JB Were's New Zealand equity manager Rickey Ward said this week's move appeared to reflect a market that was long cash and short equity, which may have accelerated the rally.

"Now you have a market that is becoming less liquid, but with still positive inflows from these passive funds from offshore, so you get a magnification of that problem that have had in past — and that is that we are a small market," Ward said.

The popularity of EFTs has sparked concerns that such funds are fuelling an unsustainable sharemarket bubble in the US, and will accelerate a market downturn when it comes.

ETFs have been around since the early 1990s, but their growth has accelerated since the global financial crisis, as low bank interest rates have forced investors to look elsewhere for better returns on their money.

NZX-Nasdaq tie-up

The NZX hopes its tie-up with the US exchange Nasdaq will pave the way for more listings.

The deal could allow Kiwi companies to more easily dual-list on the NZX and the Nasdaq and likewise allow some Nasdaq-listed companies to dual-list here.

New Zealand investors may get more access to investments like US exchange-traded funds through the deal.

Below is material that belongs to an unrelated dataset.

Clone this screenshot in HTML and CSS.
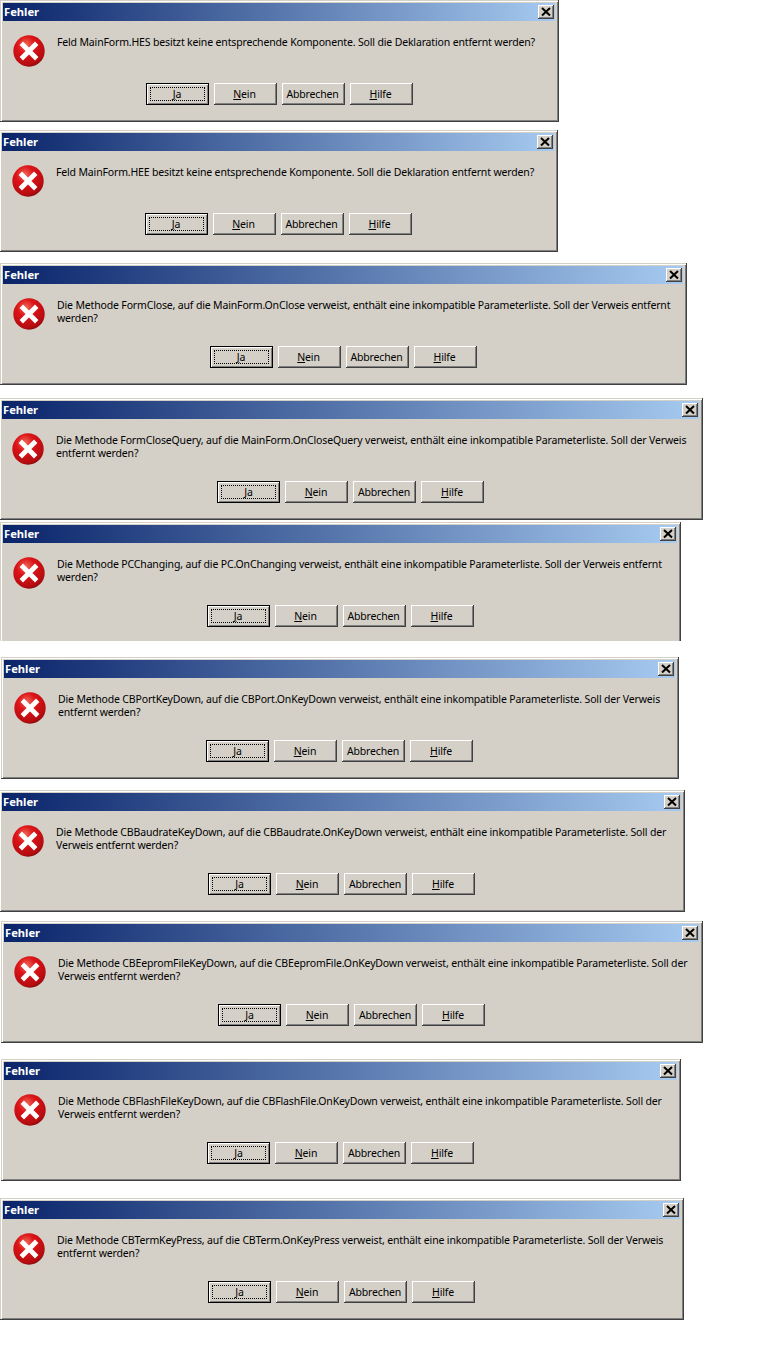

NZX chief executive Mark Peterson said he hopedit would also make the NZX more attractive for prospective new listings.

The memorandum of understanding enables issuers listed on the Nasdaq's top-tier equity board, the Global Select Market, to apply for a secondary listing on the NZX under the foreign exempt issuer regime.

Under this regime, issuers comply with the primary rules of their home exchange, and are exempt from almost all NZX listing rules.

Shareclarity managing director Daniel Kieser said the Nasdaq move would add some creativity to the listing process.

"Even if no listings came of it, the NZX will be learning about the different risks and opportunities other exchanges are facing," Kieser said.

"And, I think there is a high likelihood that we will soon see more alignment and consolidation between the global exchanges, which these early engagements will help," he said.